TASK BRIEF —
Look through the data below and say how many of its lines contain "code", adding nothing else.
•••••
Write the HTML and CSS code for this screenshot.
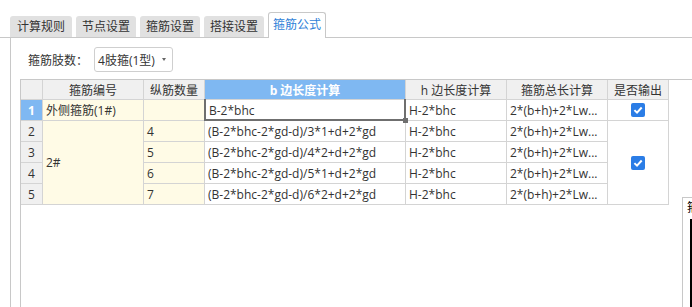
FILE: index.html
```html
<!DOCTYPE html>
<html>
<head>
<meta charset="utf-8">
<link rel="stylesheet" href="styles.css">
</head>
<body>
    <div class="tabs">
        <span class="tab">计算规则</span>
        <span class="tab">节点设置</span>
        <span class="tab">箍筋设置</span>
        <span class="tab">搭接设置</span>
        <span class="tab active">箍筋公式</span>
    </div>

    <div class="panel">
        <div class="form-row">
            <label class="label">箍筋肢数：</label>
            <div class="select">4肢箍(1型)<span class="caret"></span></div>
        </div>

        <div class="grid-wrap">
            <div class="grid">
                <div class="cell head"></div>
                <div class="cell head center">箍筋编号</div>
                <div class="cell head center">纵筋数量</div>
                <div class="cell head center active-col">b 边长度计算</div>
                <div class="cell head center">h 边长度计算</div>
                <div class="cell head center">箍筋总长计算</div>
                <div class="cell head center">是否输出</div>

                <div class="cell rowhead active-row">1</div>
                <div class="cell fixed">外侧箍筋(1#)</div>
                <div class="cell fixed"></div>
                <div class="cell selected">B-2*bhc</div>
                <div class="cell">H-2*bhc</div>
                <div class="cell">2*(b+h)+2*Lw...</div>
                <div class="cell center"><span class="check"><svg width="10" height="10" viewBox="0 0 10 10"><path d="M1.4 5.1 L4 7.6 L8.7 2.5" fill="none" stroke="#fff" stroke-width="2"/></svg></span></div>

                <div class="cell rowhead">2</div>
                <div class="cell fixed span4">2#</div>
                <div class="cell fixed">4</div>
                <div class="cell">(B-2*bhc-2*gd-d)/3*1+d+2*gd</div>
                <div class="cell">H-2*bhc</div>
                <div class="cell">2*(b+h)+2*Lw...</div>
                <div class="cell center span4"><span class="check"><svg width="10" height="10" viewBox="0 0 10 10"><path d="M1.4 5.1 L4 7.6 L8.7 2.5" fill="none" stroke="#fff" stroke-width="2"/></svg></span></div>

                <div class="cell rowhead">3</div>
                <div class="cell fixed">5</div>
                <div class="cell">(B-2*bhc-2*gd-d)/4*2+d+2*gd</div>
                <div class="cell">H-2*bhc</div>
                <div class="cell">2*(b+h)+2*Lw...</div>

                <div class="cell rowhead">4</div>
                <div class="cell fixed">6</div>
                <div class="cell">(B-2*bhc-2*gd-d)/5*1+d+2*gd</div>
                <div class="cell">H-2*bhc</div>
                <div class="cell">2*(b+h)+2*Lw...</div>

                <div class="cell rowhead">5</div>
                <div class="cell fixed">7</div>
                <div class="cell">(B-2*bhc-2*gd-d)/6*2+d+2*gd</div>
                <div class="cell">H-2*bhc</div>
                <div class="cell">2*(b+h)+2*Lw...</div>
            </div>
        </div>
    </div>

    <div class="side-pop">
        <span class="side-text">箍</span>
        <span class="side-bar"></span>
    </div>
</body>
</html>
```

FILE: styles.css
```css
body {
    margin: 0;
    width: 692px;
    height: 307px;
    overflow: hidden;
    position: relative;
    background: #fff;
    color: #333;
    font-family: "Open Sans", "Noto Sans CJK SC", sans-serif;
    font-size: 12px;
}
.tabs {
    display: flex;
    align-items: flex-end;
    gap: 4px;
    height: 25px;
    padding: 12px 0 0 10px;
    border-bottom: 1px solid #c8c8c8;
}
.tab {
    height: 21px;
    line-height: 21px;
    padding: 0 6px;
    background: #e1e1e1;
    border-radius: 3px 3px 0 0;
    color: #333;
}
.tab:first-child {
    padding: 0 7px;
}
.tab.active {
    height: 25px;
    line-height: 24px;
    margin-bottom: -1px;
    padding: 0 4px;
    background: #fff;
    border: 1px solid #c8c8c8;
    border-bottom: none;
    color: #2f7fd8;
}
.panel {
    margin-left: 10px;
    padding-left: 9px;
    height: 269px;
    border-left: 1px solid #c8c8c8;
}
.form-row {
    display: flex;
    align-items: center;
    height: 25px;
    padding-top: 9px;
}
.label {
    padding-left: 8px;
    margin-right: 6px;
}
.select {
    display: flex;
    align-items: center;
    box-sizing: border-box;
    width: 79px;
    height: 25px;
    padding-left: 3px;
    border: 1px solid #cfcfcf;
    border-radius: 3px;
}
.caret {
    margin-left: auto;
    margin-right: 6px;
    border-top: 3px solid #666;
    border-left: 2.5px solid transparent;
    border-right: 2.5px solid transparent;
}
.grid-wrap {
    margin-top: 7px;
    height: 227px;
    border-top: 1px solid #c8c8c8;
    border-left: 1px solid #c8c8c8;
}
.grid {
    display: grid;
    grid-template-columns: 22px 101px 61px 201px 101px 101px 61px;
    grid-template-rows: 20px repeat(5, 21px);
}
.cell {
    position: relative;
    box-sizing: border-box;
    display: flex;
    align-items: center;
    padding-left: 3px;
    border-right: 1px solid #d4d4d4;
    border-bottom: 1px solid #d4d4d4;
    white-space: nowrap;
    overflow: hidden;
}
.cell.selected {
    overflow: visible;
    padding-left: 4px;
}
.center {
    justify-content: center;
    padding-left: 0;
}
.head {
    background: #f0f0f0;
}
.head.active-col {
    background: #7fb8f2;
    color: #fff;
    font-weight: bold;
}
.rowhead {
    justify-content: center;
    padding-left: 0;
    background: #f0f0f0;
}
.rowhead.active-row {
    background: #7fb8f2;
    color: #fff;
    font-weight: bold;
}
.fixed {
    background: #fffbe6;
}
.span4 {
    grid-row: span 4;
}
.selected::after {
    content: "";
    position: absolute;
    top: -1px;
    left: -1px;
    right: -1px;
    bottom: -1px;
    border: 2px solid #6f6f6f;
    border-top: none;
}
.selected::before {
    content: "";
    position: absolute;
    right: -3px;
    bottom: -3px;
    width: 5px;
    height: 5px;
    background: #6f6f6f;
    z-index: 1;
}
.check {
    display: flex;
    align-items: center;
    justify-content: center;
    width: 14px;
    height: 14px;
    border-radius: 2px;
    background: #2b7de6;
}
.side-pop {
    position: absolute;
    left: 682px;
    top: 197px;
    width: 20px;
    height: 110px;
    border-left: 1px solid #c8c8c8;
    border-top: 1px solid #c8c8c8;
    background: #fff;
    overflow: hidden;
}
.side-text {
    position: absolute;
    left: 4px;
    top: 3px;
    color: #000;
    font-size: 12px;
    line-height: 14px;
}
.side-bar {
    position: absolute;
    left: 7px;
    top: 21px;
    width: 6px;
    height: 100px;
    background: #000;
}
```
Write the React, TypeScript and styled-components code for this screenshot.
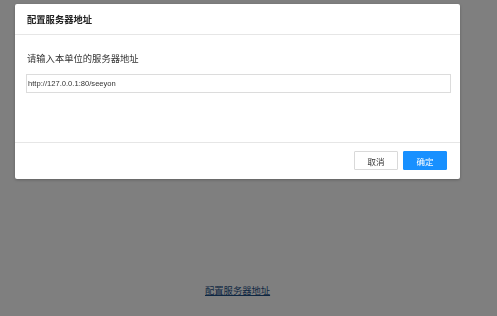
import React, { useState } from "react";
import styled, { createGlobalStyle } from "styled-components";

const GlobalStyle = createGlobalStyle`
  html, body {
    margin: 0;
    padding: 0;
    background: #ffffff;
    font-family: "Liberation Sans", Arial, "Noto Sans CJK SC", sans-serif;
  }
`;

const Page = styled.div`
  position: relative;
  width: 497px;
  height: 316px;
  overflow: hidden;
`;

const LinkRow = styled.div`
  padding: 284px 0 0 205px;
  font-size: 9.3px;
  line-height: 14px;
`;

const ServerLink = styled.a`
  color: #1d4f86;
  text-decoration: underline;
  cursor: pointer;
`;

const Mask = styled.div`
  position: fixed;
  inset: 0;
  background: rgba(0, 0, 0, 0.5);
`;

const Modal = styled.div`
  position: absolute;
  top: 4px;
  left: 15px;
  width: 445px;
  background: #ffffff;
  border-radius: 2px;
  box-shadow: 0 1px 3px rgba(0, 0, 0, 0.25);
  display: flex;
  flex-direction: column;
`;

const Header = styled.div`
  height: 30px;
  display: flex;
  align-items: center;
  padding: 0 12px;
  border-bottom: 1px solid #e6e6e6;
`;

const Title = styled.span`
  font-size: 9.3px;
  font-weight: bold;
  color: #222;
`;

const Body = styled.div`
  height: 107px;
  padding: 18px 9px 0 11px;
  box-sizing: border-box;
  display: flex;
  flex-direction: column;
`;

const Label = styled.div`
  font-size: 9.3px;
  line-height: 12px;
  color: #333;
  padding-left: 1px;
  margin-bottom: 9px;
`;

const Input = styled.input`
  height: 19px;
  box-sizing: border-box;
  border: 1px solid #dcdcdc;
  padding: 0 1px;
  font-family: "Liberation Sans", Arial, sans-serif;
  font-size: 7.6px;
  color: #333;
  outline: none;
`;

const Footer = styled.div`
  border-top: 1px solid #e6e6e6;
  display: flex;
  justify-content: flex-end;
  gap: 5px;
  padding: 8px 13px 9px;
`;

const Button = styled.button<{ $primary?: boolean }>`
  width: 44px;
  height: 19px;
  padding: 0;
  font-family: "Liberation Sans", Arial, "Noto Sans CJK SC", sans-serif;
  font-size: 8.5px;
  cursor: pointer;
  border-radius: 1px;
  border: 1px solid ${(p) => (p.$primary ? "#1890ff" : "#d9d9d9")};
  background: ${(p) => (p.$primary ? "#1890ff" : "#ffffff")};
  color: ${(p) => (p.$primary ? "#ffffff" : "#333")};
`;

const App = () => {
  const [url, setUrl] = useState("http://127.0.0.1:80/seeyon");

  return (
    <Page>
      <GlobalStyle />
      <LinkRow>
        <ServerLink>配置服务器地址</ServerLink>
      </LinkRow>
      <Mask />
      <Modal>
        <Header>
          <Title>配置服务器地址</Title>
        </Header>
        <Body>
          <Label>请输入本单位的服务器地址</Label>
          <Input value={url} onChange={(e) => setUrl(e.target.value)} />
        </Body>
        <Footer>
          <Button>取消</Button>
          <Button $primary>确定</Button>
        </Footer>
      </Modal>
    </Page>
  );
};

export default App;
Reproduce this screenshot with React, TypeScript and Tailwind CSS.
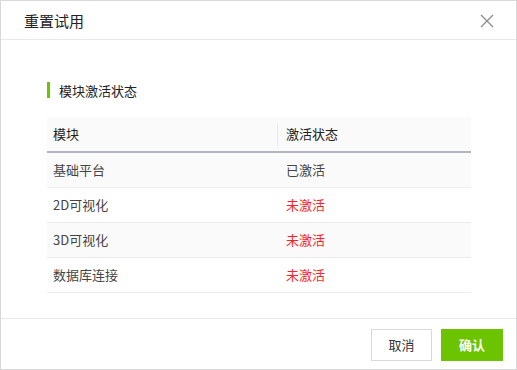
import React from "react";

const rows = [
  { name: "基础平台", status: "已激活", active: true },
  { name: "2D可视化", status: "未激活", active: false },
  { name: "3D可视化", status: "未激活", active: false },
  { name: "数据库连接", status: "未激活", active: false },
];

export default function App() {
  return (
    <div
      className="w-[517px] h-[370px] bg-white border border-[#d9d9d9] flex flex-col text-[#333]"
      style={{ fontFamily: '"Noto Sans CJK SC", "Noto Sans", sans-serif' }}
    >
      <div className="h-[39px] shrink-0 flex items-center justify-between pl-[23px] pr-[22px] border-b border-[#e8e8e8]">
        <span className="text-[15px] leading-none text-[#222]">重置试用</span>
        <svg width="14" height="14" viewBox="0 0 14 14" className="mt-[1px]">
          <path d="M1 1L13 13M13 1L1 13" stroke="#8c8c8c" strokeWidth="1.3" fill="none" />
        </svg>
      </div>
      <div className="flex-1 px-[46px] pt-[42px]">
        <div className="flex items-center h-[16px]">
          <div className="w-[3px] h-[16px] bg-[#6cc400]" />
          <span className="ml-[9px] text-[13px] leading-none text-[#222]">模块激活状态</span>
        </div>
        <div className="mt-[19px] text-[13px] w-[424px]">
          <div className="h-[36px] flex items-center bg-[#fafafa] border-b-2 border-[#b3b6ba] text-[#222]">
            <div className="w-[231px] pl-[6px] relative h-full flex items-center">
              模块
              <div className="absolute right-0 top-[7px] h-[22px] w-px bg-[#e8e8e8]" />
            </div>
            <div className="pl-[8px]">激活状态</div>
          </div>
          {rows.map((r, i) => (
            <div
              key={r.name}
              className={`h-[35px] flex items-center border-b border-[#ececec] ${
                i % 2 === 0 ? "bg-[#fafafa]" : "bg-white"
              }`}
            >
              <div className="w-[231px] pl-[6px] text-[#444]">{r.name}</div>
              <div className={`pl-[8px] ${r.active ? "text-[#444]" : "text-[#ff1f1f]"}`}>{r.status}</div>
            </div>
          ))}
        </div>
      </div>
      <div className="h-[51px] shrink-0 border-t border-[#e8e8e8] flex items-start justify-end gap-[9px] pr-[13px] pt-[10px]">
        <button className="w-[61px] h-[32px] border border-[#d9d9d9] bg-white text-[13px] text-[#333]">
          取消
        </button>
        <button className="w-[62px] h-[32px] bg-[#6cc400] text-white text-[13px] font-bold">确认</button>
      </div>
    </div>
  );
}
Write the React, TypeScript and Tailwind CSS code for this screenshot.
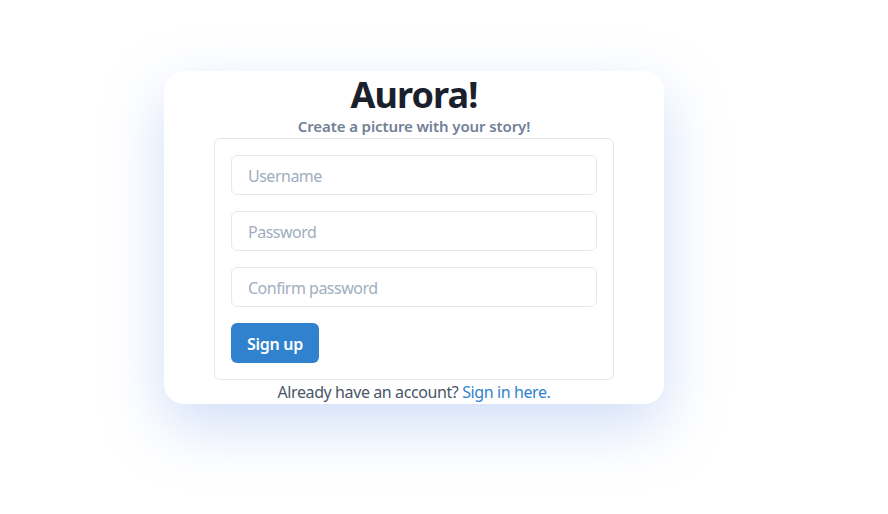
•••••
WRITTEN SOLUTION —
3